According to Three, the help provided by such sessions isn't simply an altruistic gift they're offering to people for purely benevolent (and promotional) reasons, but part of their duty as a mobile network operator.

Their Director of Retail, Paul Cave, said, "We believe that access to the internet is a basic human right ... Our duty as a mobile network goes above and beyond simply providing people with a means to communicate with one another".

Customer skills and financial exclusion

Of course, as can be imagined, Three aren't being entirely altruistic, since Cave goes on to say, "We feel a responsibility to ensure that people are given the necessary skills to get the most out of their device and reap the exciting rewards that come with being digitally competent".

It doesn't take much imagination to realise the possibility that people getting "the most out of their device" and reaping "exciting rewards" is Three-speak for being in a position where they're more likely to be a more active Three customer, perhaps so active they end up "bingeing" on unlimited data.

Still, even if Three may have ulterior motives when it comes to Discovery, there's no doubt that digital exclusion can be a serious problem, and that any help to alleviate it should be encouraged.

The thing is, it's very much a two-pronged problem, requiring action in terms of education and access.

Three may have the education aspect covered, but very often digital exclusion is also a product of being not able to afford going online.

For example, the latest Adults' Media Use and Attitudes report from Ofcom found that people in the DE sociological bracket - representing those in low-skilled work or unemployed - constitute 48% of all people who still aren't online. By contrast, those in the AB, C1 and C2 brackets account respectively for 13%, 14% and 28% of people without internet access.

non-users of internet

Source: Ofcom, Adults' Media Use and Attitudes 2017

Joining up

On top of this, of those people who aren't on the web, 11% say it's too expensive, compared to 19% who say it's too complicated (and 43% who claim not to see the need).

This shows that, even if a lack of skills is certainly a big issue, attention also needs to be paid to the expense of being online, especially at a time when inflation is running faster than wage growth.

Other organisations working on digital exclusion have appreciated this fact.
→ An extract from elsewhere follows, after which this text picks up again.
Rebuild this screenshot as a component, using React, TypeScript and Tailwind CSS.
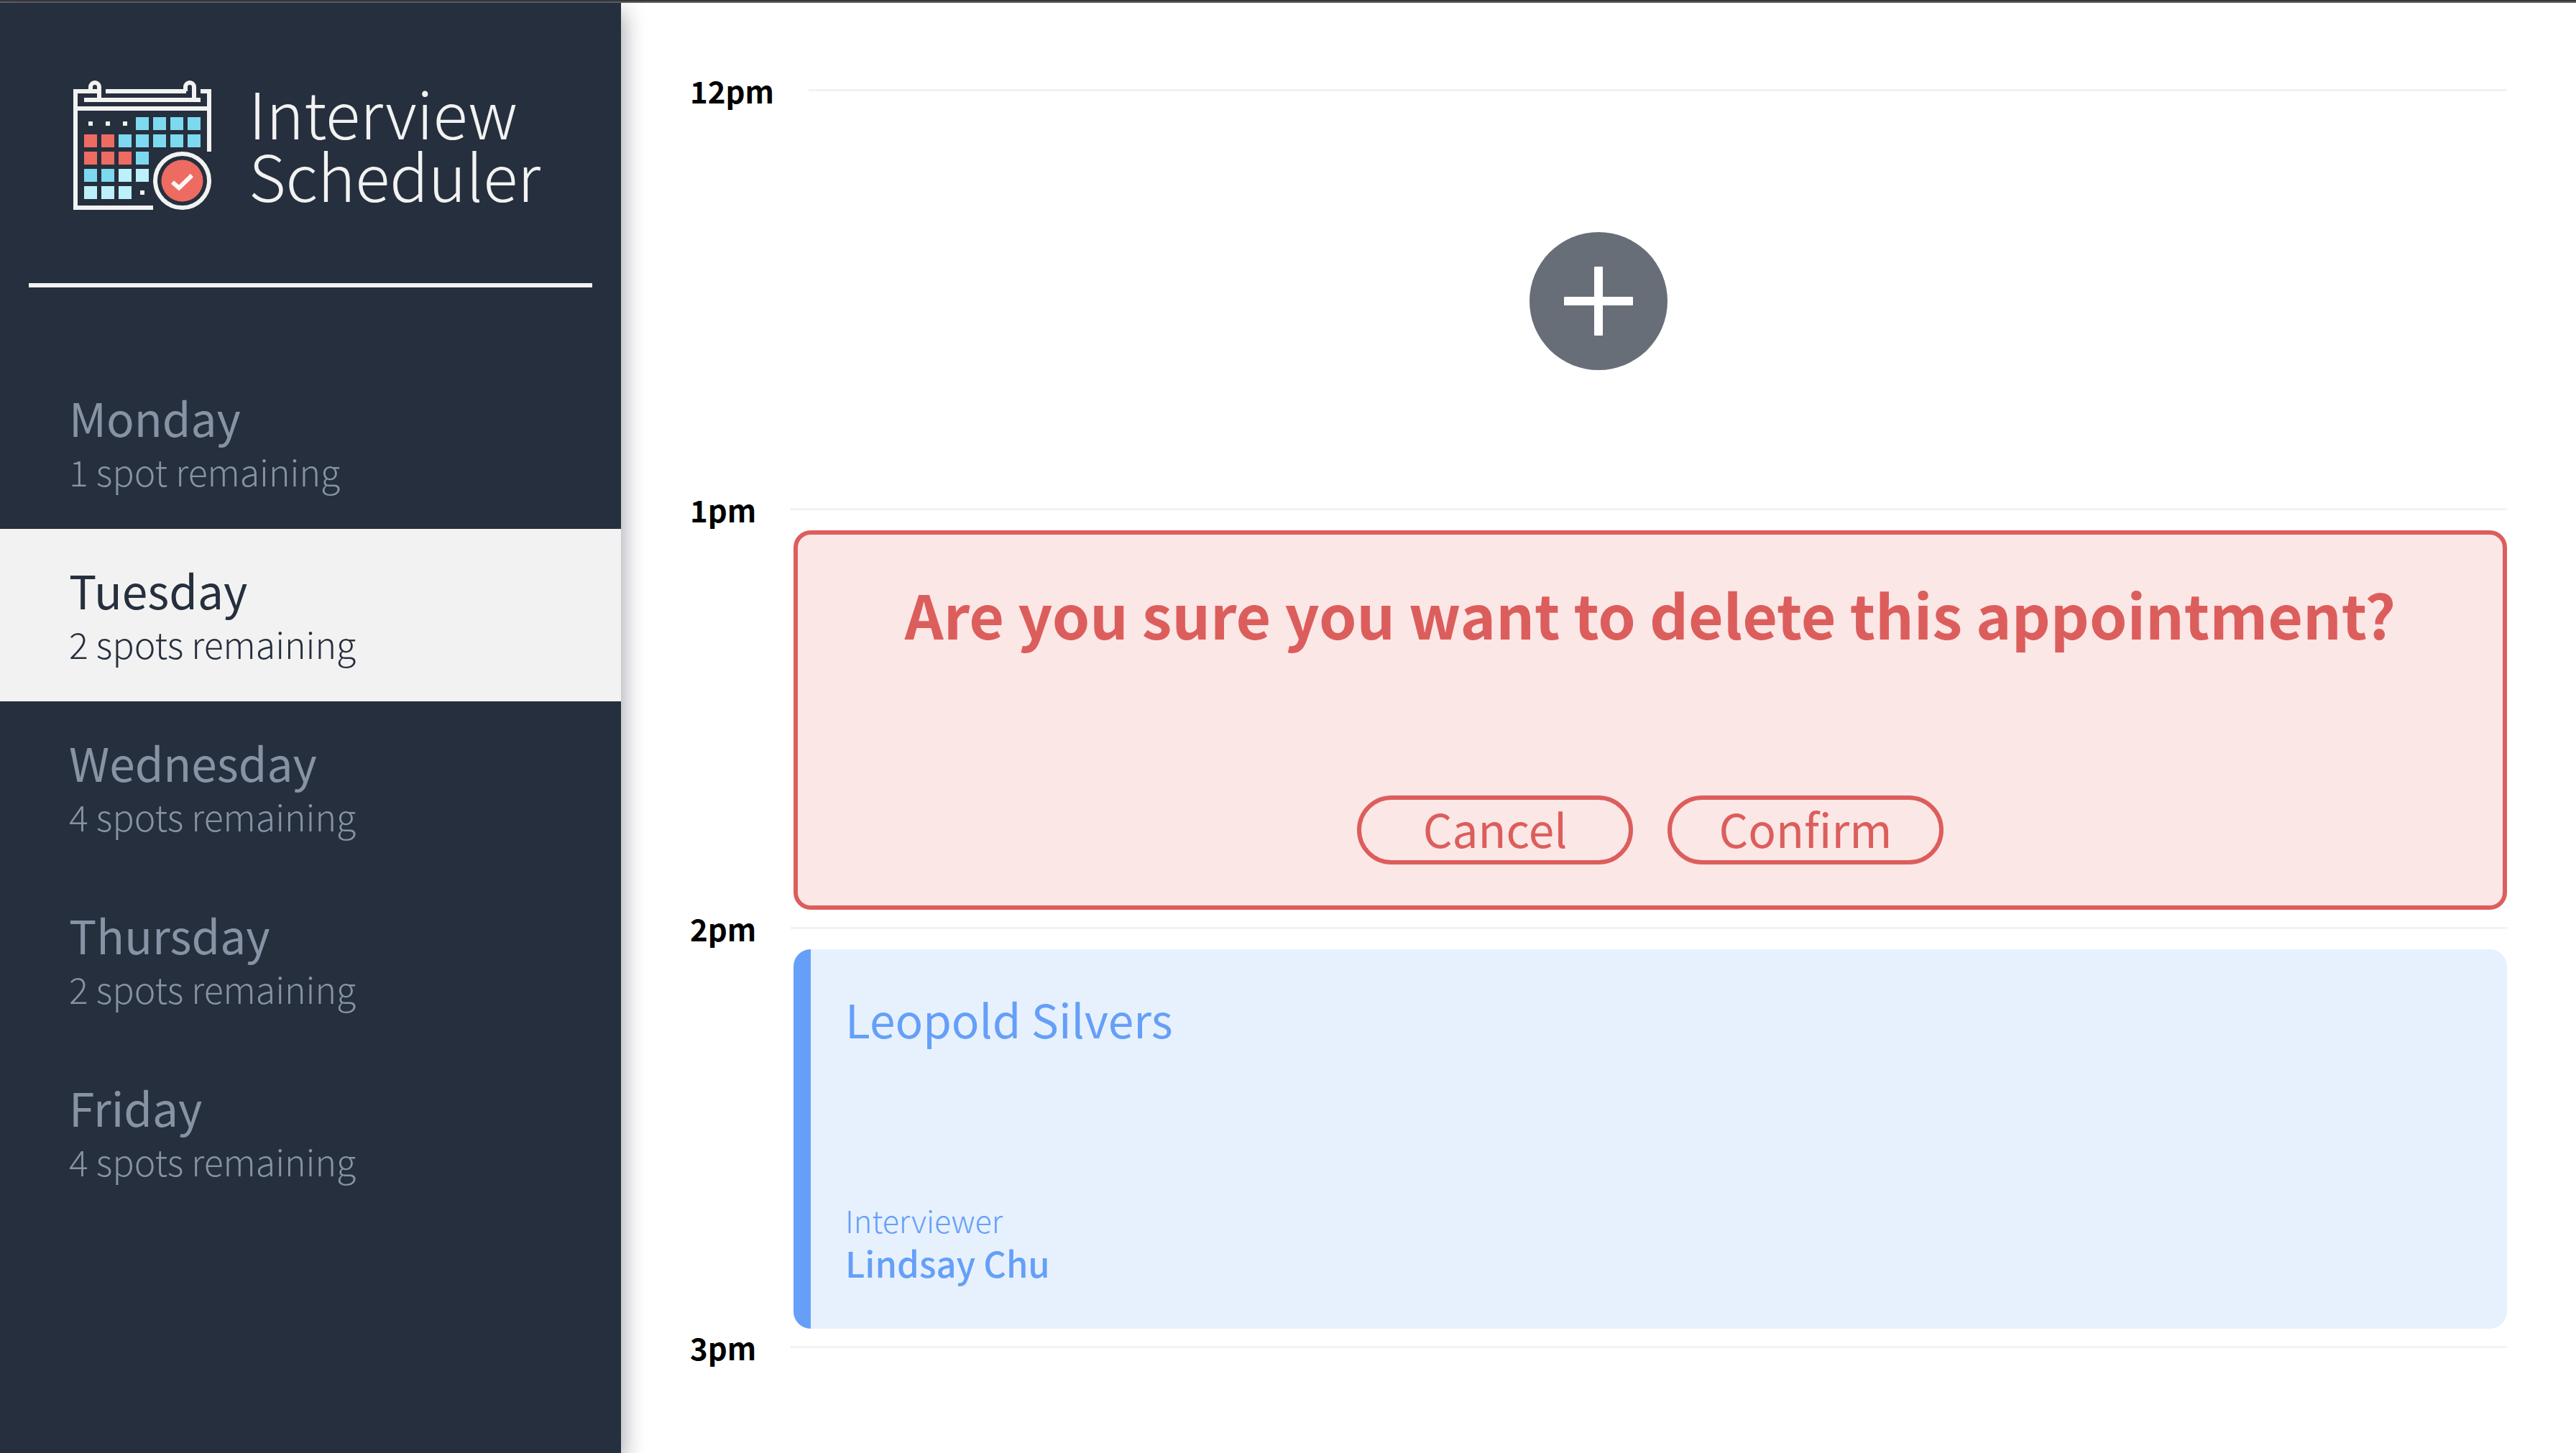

The Local Government Association recently proposed a broadband subsidy for low income families, while Leeds City Council raised the possibility of lending tablets and providing broadband for free to Social Housing tenants.

Yet neither combined their suggestions with proposals on giving people the skills needed to make the most of cheap/free internet connections or loaned tablets, once again underlying how too few groups focusing on digital exclusion have the joined-up approach needed.

And as commendable as Three's Discovery programme is, it's not until it offers a holistic approach including skills and access that initiatives like it will make a massive impact on digital exclusion, in Scotland or in the rest of the UK.